Saturday, January 12, 2013

The Book Is Always Better Than the Movie

I finally got around to watching The Hunger Games last night. I really liked the books, but I'm always wary of movies based on books I like, because the book is always better than the movie, and I'm always disappointed. I actually didn't even like The Fellowship of the Ring the first time I saw it. The Hunger Games, sadly, kept that trend alive.

Unsurprisingly, the whole movie felt incredibly shallow by comparison to the books. Emotional moments were passed over, and most of the character development was completely removed. While I thought Woody Harrelson portrayed him very well, we are given no explanation for Haymitch's transition from degenerate, uncaring drunk to almost fatherly figure, a change which is given substantial play in the book. And Peeta and Katniss' "connection" seems to happen in a matter of hours and is the most unbelievable "love story" I've seen since Thor (which I otherwise really liked).

I thought they really screwed up Peeta's recounting of the bread incident. While I could accept the bastardized version of the mockingjay pin backstory, this seemed like a plot device which could have gone a long way toward building a realistic connection between the two of them. Instead it was confusing and lame.

I really didn't like Liam Hemsworth as Gale. While he wasn't given much to work with, I found him sullen and wholly unlikeable. While I always kind of rooted for Peeta in the books, as I personally find him much easier to empathize with, in the movie it was no contest at all. Gale's role expands considerably in Catching Fire, and I'm not looking forward to it at all.
There were also some small details that really bothered me, like the feast backpacks all being the same size and colour, or the cornucopia not being gold. I can accept some changes being made as a necessary element of converting the book to a movie, like the mutts being nothing more than vicious dogs (the true mutations would be far to complicated to convincingly show on screen) or changing the order of Thresh and Foxface's deaths, but not bothering to appropriately colour and size the feast backpacks just seemed lazy.

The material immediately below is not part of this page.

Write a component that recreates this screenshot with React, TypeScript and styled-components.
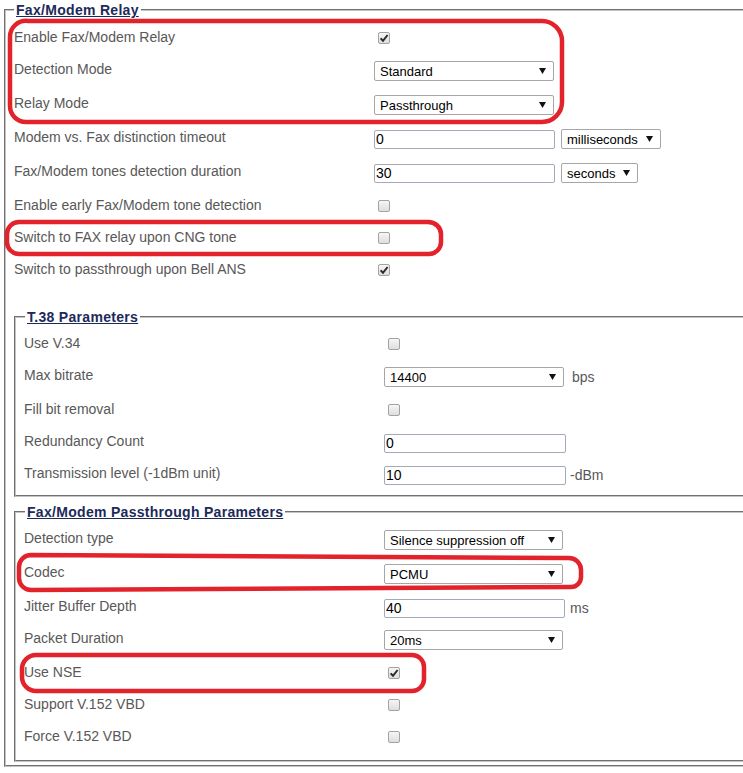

I did like their use of Claudius and Caesar as expositionary tools. I was concerned about how they would handle all the time Katniss spends alone with nothing but her thoughts to explain her actions, and this worked well without completely abusing the original story. I also thought Elizabeth Banks played a pretty terrific Effie, though while Lenny Kravitz fit the look for Cinna, his acting was less than stellar.

Unfortunately, as I said, the whole thing felt very shallow. I don't really understand why they needed to make it feel so rushed. They were supposed to be in the arena for two weeks, long enough to starve or die of wounds, but as far as I can tell in the movie they were in there a mere three days. In fact, it was so brief that blowing up the supplies seemed utterly pointless. I know it was a long movie as it was, but surely they could have made it look like some time had passed.

I suppose it wasn't a terrible movie, and it really had no chance of living up to my expectations anyway, but I'm still disappointed. I'm not sure whether I'll bother to watch  Catching Fire.